A man who thinks, prays, and fights with his passions every second
—That’s the “present absence” effect!
—That’s right—boozing people still “respect” him out of inertia: “Our dear father!” And then: “Ah, Petya…”—they say, looking all around—“And where is Petya?!” He’s been sober for a quarter of a century already, and they’re still drinking.
—And he’s already in the Kingdom of Heaven! On the ninth day the soul contemplates Paradise and ascends to the Lord. But have people tried to understand him the way he was before he died?
—Who knows, people are all different. He himself said, in a hall with several thousand people, that if one or two people are pierced through—with something about God or the Church—then glory to God! Most people just need these “foolish games”—a way to entertain themselves. Maybe someone will listen to something from one of his interviews now.
He had numerous conversations in the last few years when you could openly talk about the most important thing, explain something. And he would go to people from whom others shy away . Like his interview with Ksenia Sobchak. Everyone knows the methods of secular journalism, how interviewers provoke their interviewee to get the reaction they want; they manipulate. Petya never gave in to these provocations.

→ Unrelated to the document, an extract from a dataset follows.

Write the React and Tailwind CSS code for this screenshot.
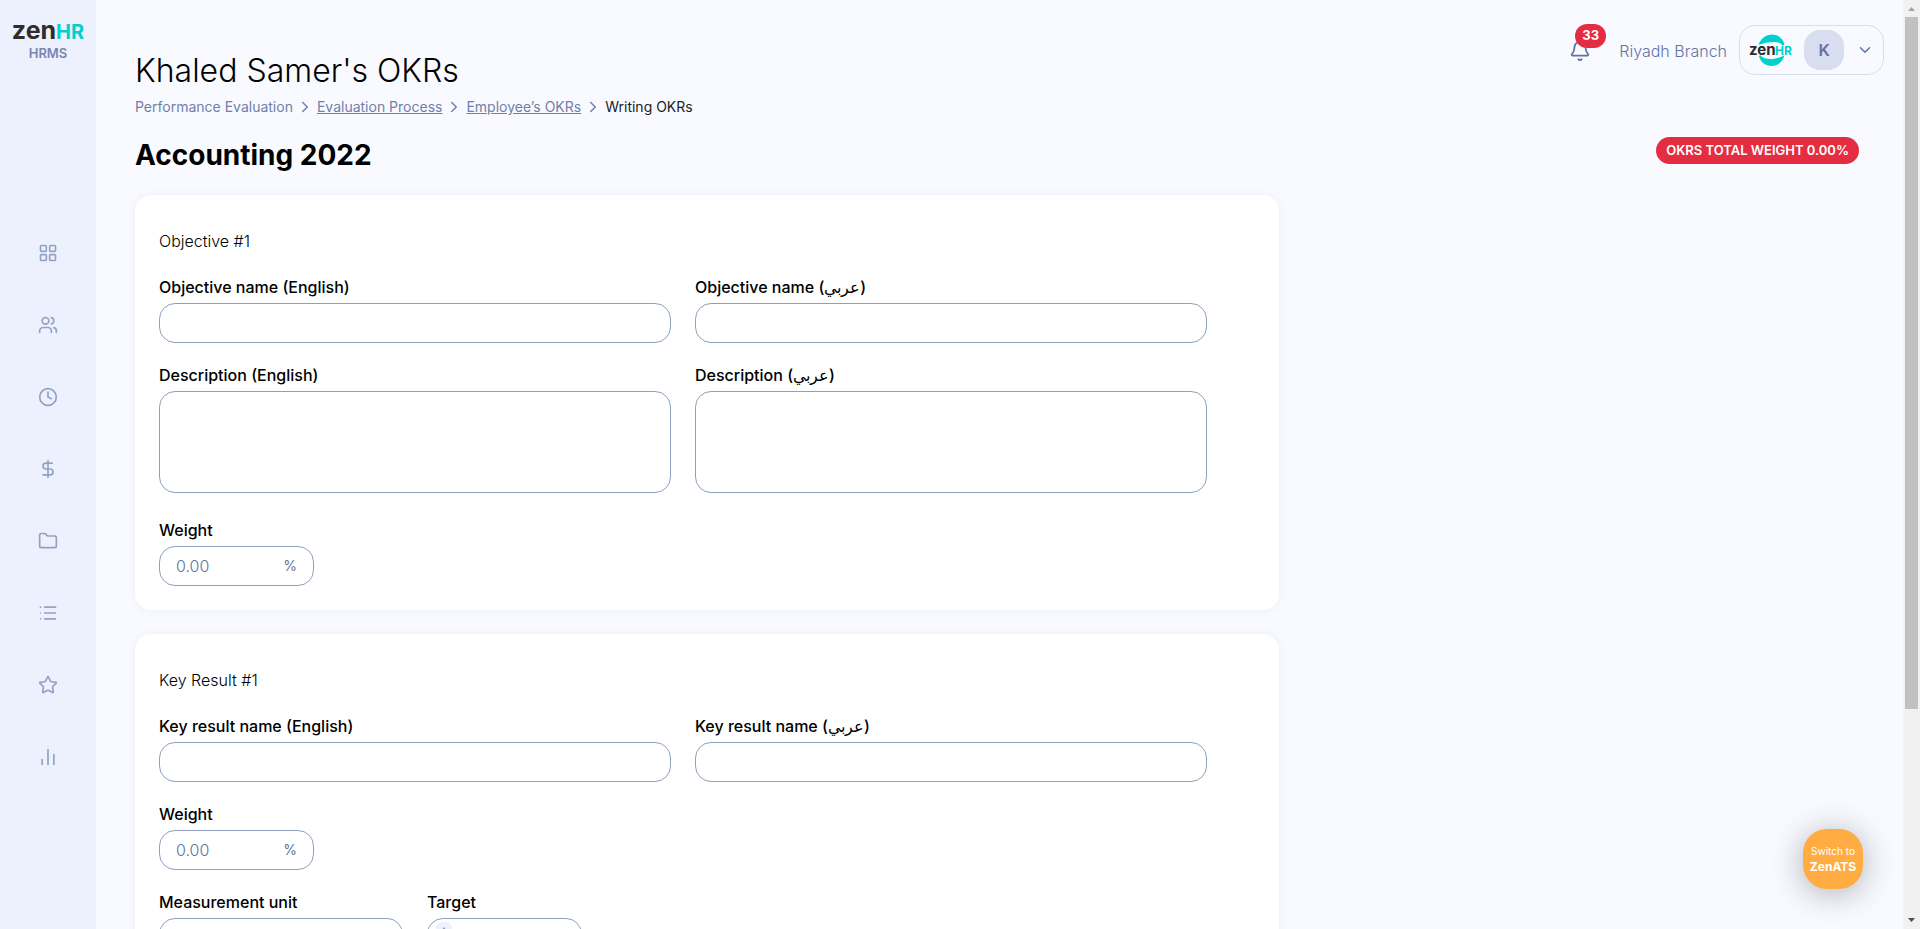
import { LayoutGrid, Users, Clock, DollarSign, Folder, List, Star, BarChart2, Bell, ChevronDown, ChevronRight } from 'lucide-react';

const NAV = [
  { label: 'Dashboard', icon: LayoutGrid },
  { label: 'Employees', icon: Users },
  { label: 'Attendance', icon: Clock },
  { label: 'Payroll', icon: DollarSign },
  { label: 'Documents', icon: Folder },
  { label: 'Requests', icon: List },
  { label: 'Performance', icon: Star },
  { label: 'Reports', icon: BarChart2 },
];

const INPUT = 'block h-10 w-full rounded-2xl border border-[#8f9fc0] bg-white px-4 text-base font-light outline-none';

function Sidebar() {
  return (
    <aside className="flex w-24 shrink-0 flex-col items-center bg-[#edf0fd]">
      <a href="#" className="mt-3 flex h-8 items-baseline font-bold">
        <span className="text-[25px] leading-9 text-[#2d2d2d]">zen</span>
        <span className="text-xl leading-9 text-[#00d1cd]">HR</span>
      </a>
      <span className="text-[13px] leading-[18px] font-semibold text-[#7886b0]">HRMS</span>
      <nav className="mt-[155px] flex flex-col">
        {NAV.map(({ label, icon: Icon }) => (
          <a key={label} href="#" aria-label={label} className="flex h-[72px] items-center text-[#92a2c3]">
            <Icon size={20} strokeWidth={2} />
          </a>
        ))}
      </nav>
    </aside>
  );
}

function CompanyLogo() {
  return (
    <svg width="45" height="34" viewBox="0 0 45 34" role="img" aria-label="ZenHR">
      <path d="M9.500 12C12 5 17 1.500 23 1.500c6 0 10.500 3.500 12.500 9.500l-1.500 2c-2.500-3-5.500-4-9.500-4-5.500 0-9.500 1-15 3z" fill="#00d1cd" />
      <path d="M35.500 22.500C33.500 29 28.500 33 22.500 33 16.500 33 12 29.500 10 23.500l1-1.500c3 3 6.500 4 10.500 4 5.500 0 9-1.500 14-3.500z" fill="#00d1cd" />
      <text x="0" y="21.500" fontSize="15" fontWeight="700" fill="#2d2d2d">zen</text>
      <text x="26" y="21.500" fontSize="12" fontWeight="700" fill="#00d1cd">HR</text>
    </svg>
  );
}

function UserBar() {
  return (
    <div className="flex items-center">
      <button type="button" aria-label="Notifications" className="relative mt-0.5 mr-7 text-[#5f73a6]">
        <Bell size={22} strokeWidth={2} />
        <span className="absolute -top-4 left-1.5 flex h-6 items-center rounded-full bg-[#e52d42] px-[7px] text-[13px] font-bold text-white">33</span>
      </button>
      <span className="mt-0.5 mr-3 text-base font-light text-[#5f73a6]">Riyadh Branch</span>
      <button type="button" className="flex h-[50px] items-center rounded-2xl border border-[#d8def0] pr-[9px] pl-[9px]">
        <CompanyLogo />
        <span className="ml-2.5 flex size-10 items-center justify-center rounded-2xl bg-[#d8def0] text-base font-semibold text-[#5f73a6]">K</span>
        <ChevronDown size={18} strokeWidth={2} className="ml-3 text-[#5f73a6]" />
      </button>
    </div>
  );
}

function Breadcrumbs() {
  return (
    <nav className="flex h-6 items-center gap-[3px] text-sm text-[#7180aa]">
      <span>Performance Evaluation</span>
      <ChevronRight size={18} strokeWidth={2} />
      <a href="#" className="underline">Evaluation Process</a>
      <ChevronRight size={18} strokeWidth={2} />
      <a href="#" className="underline">Employee’s OKRs</a>
      <ChevronRight size={18} strokeWidth={2} />
      <span className="text-[#222]">Writing OKRs</span>
    </nav>
  );
}

function Field({ id, label, className, children }) {
  return (
    <div className={className}>
      <label htmlFor={id} className="mb-1 block h-6 text-base leading-6 font-medium">{label}</label>
      {children}
    </div>
  );
}

function WeightField({ id }) {
  return (
    <Field id={id} label="Weight" className="w-[155px]">
      <div className="flex h-10 items-center rounded-2xl border border-[#8f9fc0] px-4 text-[#5f73a0]">
        <input id={id} type="text" placeholder="0.00" className="w-full min-w-0 text-base font-light outline-none placeholder:text-[#5f73a0]" />
        <span className="text-sm">%</span>
      </div>
    </Field>
  );
}

function Card({ title, children }) {
  return (
    <section className="flex max-w-[1144px] flex-col gap-5 rounded-2xl bg-white p-6 pt-[34px] pr-[72px] shadow-[0_0_8px_rgba(50,70,120,0.06)]">
      <h3 className="mb-[2px] h-6 text-base leading-6 font-light">{title}</h3>
      {children}
    </section>
  );
}

function OkrForm() {
  return (
    <form className="mt-5 flex flex-col gap-6">
      <Card title="Objective #1">
        <div className="grid grid-cols-2 gap-6">
          <Field id="obj-en" label="Objective name (English)">
            <input id="obj-en" type="text" className={INPUT} />
          </Field>
          <Field id="obj-ar" label="Objective name (عربي)">
            <input id="obj-ar" type="text" dir="rtl" className={INPUT} />
          </Field>
        </div>
        <div className="mb-[5px] grid grid-cols-2 gap-6">
          <Field id="desc-en" label="Description (English)">
            <textarea id="desc-en" className="block h-[102px] w-full resize-none rounded-2xl border border-[#8f9fc0] px-4 py-2 font-light outline-none" />
          </Field>
          <Field id="desc-ar" label="Description (عربي)">
            <textarea id="desc-ar" dir="rtl" className="block h-[102px] w-full resize-none rounded-2xl border border-[#8f9fc0] px-4 py-2 font-light outline-none" />
          </Field>
        </div>
        <WeightField id="obj-weight" />
      </Card>

      <Card title="Key Result #1">
        <div className="grid grid-cols-2 gap-6">
          <Field id="kr-en" label="Key result name (English)">
            <input id="kr-en" type="text" className={INPUT} />
          </Field>
          <Field id="kr-ar" label="Key result name (عربي)">
            <input id="kr-ar" type="text" dir="rtl" className={INPUT} />
          </Field>
        </div>
        <WeightField id="kr-weight" />
        <div className="flex gap-6">
          <Field id="kr-unit" label="Measurement unit" className="w-[244px]">
            <select id="kr-unit" className={`${INPUT} appearance-none`} />
          </Field>
          <Field id="kr-target" label="Target" className="w-[155px]">
            <div className="flex h-10 items-start rounded-2xl border border-[#8f9fc0] px-2 pt-[3px]">
              <span className="flex h-8 w-4 shrink-0 justify-center rounded-md bg-[#edf0fd] pt-[5px] text-[#92a2c3]">
                <svg width="6" height="4" viewBox="0 0 6 4" fill="currentColor"><path d="M3 0l3 4H0z" /></svg>
              </span>
              <input id="kr-target" type="text" className="w-full min-w-0 px-2 outline-none" />
            </div>
          </Field>
        </div>
      </Card>
    </form>
  );
}

// Classic 17px track with arrow buttons at both ends
function ScrollTrack() {
  return (
    <div aria-hidden="true" className="flex w-[17px] shrink-0 flex-col items-center bg-[#f1f1f1]">
      <svg width="17" height="17" viewBox="0 0 17 17" fill="#a3a3a3"><path d="M5 11l3.500-4 3.500 4z" /></svg>
      <div className="w-[13px] basis-[74.5%] bg-[#c1c1c1]" />
      <svg className="mt-auto" width="17" height="17" viewBox="0 0 17 17" fill="#505050"><path d="M5 6l3.500 4L12 6z" /></svg>
    </div>
  );
}

export default function App() {
  return (
    <div className="relative flex h-screen overflow-hidden bg-[#f9faff] font-['Inter',sans-serif] text-black">
      <Sidebar />
      <main className="min-w-0 flex-1 overflow-hidden pt-[25px] pl-[39px]">
        <header className="flex items-start justify-between pr-[19px]">
          <div className="pt-[26px]">
            <h1 className="text-[32px] leading-10 font-light">Khaled Samer's OKRs</h1>
            <div className="mt-1"><Breadcrumbs /></div>
          </div>
          <UserBar />
        </header>
        <div className="mt-4 flex h-10 items-start justify-between pr-11">
          <h2 className="text-[28px] leading-10 font-bold">Accounting 2022</h2>
          <span className="mt-0.5 flex h-[27px] items-center rounded-full bg-[#e52d42] px-2.5 text-[13px] font-semibold text-white">OKRS TOTAL WEIGHT 0.00%</span>
        </div>
        <OkrForm />
      </main>
      <ScrollTrack />
      <button type="button" className="absolute right-[57px] bottom-10 flex size-[60px] flex-col items-center justify-center rounded-3xl bg-[#ffac42] text-white shadow-[0_4px_32px_rgba(0,0,0,0.3)]">
        <span className="text-[10px] leading-4">Switch to</span>
        <span className="text-xs leading-4 font-bold">ZenATS</span>
      </button>
    </div>
  );
}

What always captivated me about him: Petya was a man who thinks, prays, and fights with his passions every second. It’s monstrously difficult to restrain yourself with those who don’t understand you at all and don’t even intend to make such an effort, but are clearly mocking, directly bragging, imposing the role of a half-wit on you.
—It’s the simple pride of everyday life—you have to expose someone so he’d be worse “than my beloved me, ”… But Petya was somehow immune to such attacks, harassment?
—Yes, he had humility, a burning spirit of love for everyone, the desire to constantly become better simply incinerated all these attempts to mock him right before our eyes. Petya was a very powerful Russian man. A. great man. And now they’re carrying him off…
(And we heard: Holy God, Holy Mighty, Holy Immortal… and then, at the same time, applause).